伊藤圭介翁、日本のフロラ(植物相)を我々の手で2022/02/06 07:44

 富太郎が東京で、博覧会と、もう一つの目的は教育博物館の博物局、小学校のあの「博物図」の編者、小野職愨(もとよし)に会うことだった。 著書『植学浅解初編』を熟読し、手紙は何度か出していた。 上司、天産部長の田中芳男も紹介してくれた、「博物図」動物部の編者、植物に科(ファミリイ)のあることを知った『垤甘度爾列(ドカンドルレ)氏植物自然分科表』の著者だ。 土佐の植物の目録を作りたいと、これまで作り続けてきた一尺ほどの植物の腊葉標本を見せる。(「腊葉」=さく葉(押し葉)という言葉を初めて知って、<小人閑居日記 2021.10.11.>標本園芸植物をヨーロッパに広めた「シーボルト商会」に書いていた。) 師は? と聞かれて、「野山と書物」、宇田川榕菴の『菩多尼訶経』と『植学啓原』、小野蘭山の『本草綱目啓蒙』、伊藤圭介先生の『泰西本草名疏』の名も挙げると、田中が「伊藤先生は僕の師だよ」と破顔した。 大学の植物園で植物取調を担当されているので、植物園か本郷真砂町の自宅を訪ねてみたまえと、住所を教えてくれた。

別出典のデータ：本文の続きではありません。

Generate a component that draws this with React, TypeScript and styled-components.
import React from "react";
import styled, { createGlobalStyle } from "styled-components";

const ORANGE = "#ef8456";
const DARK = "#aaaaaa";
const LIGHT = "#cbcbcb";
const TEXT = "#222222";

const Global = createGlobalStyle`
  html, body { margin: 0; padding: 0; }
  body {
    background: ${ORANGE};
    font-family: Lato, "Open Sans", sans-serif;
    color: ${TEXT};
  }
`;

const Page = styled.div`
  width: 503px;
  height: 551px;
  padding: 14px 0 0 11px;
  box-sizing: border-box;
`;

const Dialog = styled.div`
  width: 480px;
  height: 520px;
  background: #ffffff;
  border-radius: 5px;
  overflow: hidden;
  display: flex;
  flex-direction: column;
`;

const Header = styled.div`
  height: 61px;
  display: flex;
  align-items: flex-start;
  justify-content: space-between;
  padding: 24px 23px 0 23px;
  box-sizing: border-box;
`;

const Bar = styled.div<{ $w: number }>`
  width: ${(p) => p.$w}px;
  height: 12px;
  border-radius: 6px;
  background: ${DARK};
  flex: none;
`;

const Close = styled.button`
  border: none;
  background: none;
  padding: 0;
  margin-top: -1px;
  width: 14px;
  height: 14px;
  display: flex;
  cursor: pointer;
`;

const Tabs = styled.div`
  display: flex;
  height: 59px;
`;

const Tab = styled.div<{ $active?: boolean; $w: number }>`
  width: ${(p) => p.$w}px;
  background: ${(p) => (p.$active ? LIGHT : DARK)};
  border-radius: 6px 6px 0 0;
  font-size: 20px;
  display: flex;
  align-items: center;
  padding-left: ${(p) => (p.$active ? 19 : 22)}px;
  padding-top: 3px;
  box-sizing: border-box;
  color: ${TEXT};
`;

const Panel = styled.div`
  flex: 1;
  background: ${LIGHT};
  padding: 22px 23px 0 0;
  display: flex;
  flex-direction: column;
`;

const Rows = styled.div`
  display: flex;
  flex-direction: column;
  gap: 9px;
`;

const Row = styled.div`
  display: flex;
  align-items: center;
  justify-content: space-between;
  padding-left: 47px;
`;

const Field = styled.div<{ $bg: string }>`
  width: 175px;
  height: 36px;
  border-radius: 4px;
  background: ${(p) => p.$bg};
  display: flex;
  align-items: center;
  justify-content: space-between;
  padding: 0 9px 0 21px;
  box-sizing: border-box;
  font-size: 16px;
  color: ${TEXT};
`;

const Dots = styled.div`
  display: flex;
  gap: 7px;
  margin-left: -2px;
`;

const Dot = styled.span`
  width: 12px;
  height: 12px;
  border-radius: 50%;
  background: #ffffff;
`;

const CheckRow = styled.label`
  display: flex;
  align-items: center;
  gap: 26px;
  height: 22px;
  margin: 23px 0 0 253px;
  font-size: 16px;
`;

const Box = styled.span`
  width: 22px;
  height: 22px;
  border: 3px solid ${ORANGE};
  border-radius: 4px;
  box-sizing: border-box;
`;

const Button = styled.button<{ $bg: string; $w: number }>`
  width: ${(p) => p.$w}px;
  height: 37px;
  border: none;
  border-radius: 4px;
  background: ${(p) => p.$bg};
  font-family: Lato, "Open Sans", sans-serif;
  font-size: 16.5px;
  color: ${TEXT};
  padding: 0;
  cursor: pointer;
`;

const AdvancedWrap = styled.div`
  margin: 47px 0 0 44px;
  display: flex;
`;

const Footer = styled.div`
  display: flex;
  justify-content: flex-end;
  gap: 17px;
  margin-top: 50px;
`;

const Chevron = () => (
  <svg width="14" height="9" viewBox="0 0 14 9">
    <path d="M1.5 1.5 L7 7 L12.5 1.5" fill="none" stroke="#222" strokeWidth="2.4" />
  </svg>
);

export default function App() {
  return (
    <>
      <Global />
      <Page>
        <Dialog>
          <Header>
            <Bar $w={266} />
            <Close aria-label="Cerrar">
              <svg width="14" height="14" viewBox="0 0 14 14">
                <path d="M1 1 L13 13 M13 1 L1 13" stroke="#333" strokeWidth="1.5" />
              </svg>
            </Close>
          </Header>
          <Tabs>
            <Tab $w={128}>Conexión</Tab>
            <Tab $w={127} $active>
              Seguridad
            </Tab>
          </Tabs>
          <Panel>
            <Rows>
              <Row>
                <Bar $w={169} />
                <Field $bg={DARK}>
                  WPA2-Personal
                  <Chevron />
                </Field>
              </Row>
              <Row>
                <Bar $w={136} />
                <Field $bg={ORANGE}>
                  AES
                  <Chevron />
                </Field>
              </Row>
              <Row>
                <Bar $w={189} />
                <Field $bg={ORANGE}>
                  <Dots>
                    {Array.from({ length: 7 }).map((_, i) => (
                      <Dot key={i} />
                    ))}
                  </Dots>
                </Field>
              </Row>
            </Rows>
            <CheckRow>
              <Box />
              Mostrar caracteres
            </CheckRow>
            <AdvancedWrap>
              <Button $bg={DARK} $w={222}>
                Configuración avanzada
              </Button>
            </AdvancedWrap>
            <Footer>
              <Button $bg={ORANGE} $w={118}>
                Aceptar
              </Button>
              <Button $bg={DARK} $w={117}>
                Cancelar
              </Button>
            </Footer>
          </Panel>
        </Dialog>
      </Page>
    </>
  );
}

 伊藤圭介翁は、孫の篤太郎を紹介し、こう教え、激励してくれた。 「これからも山野を歩いて、腊葉作りにしかと取り組みなさい。今の日本の学者は西洋の文献の解釈は得意だが、実地に弱い、標本はシイボルト先生の指導によって始まったくらいであるから歴史が浅いゆえ、今もテーブル・ボタニーの傾向が強いのだ。自らの足を使い、土まみれになろうとせぬ」「腊葉と写生、どちらも大事だ。いずれ論考する際、いかなる状況でその論を得るに至ったか、基になった材料がなければ土台のない論になる」「標本を残すことは自らの観察の客観性を担保することになる。近代の科学には客観性が必要だ」「郷里でしっかり励むがいい。各地の研究者が土地の植物を調べてこそ、日本のフロラが明らかになる」

 篤太郎が、「祖父は文部省編書課に出仕していた8年前の明治6年、『日本産物志』山城と武蔵、近江の部を刊行。明治9年、美濃の部、一昨年には信濃の部を出しました」、伊藤翁が「日本のフロラを、我々日本人の手で」と言う。 富太郎は、「なら、土佐以西は牧野にお任せください」と胸を叩き、ワハハと仰向いた。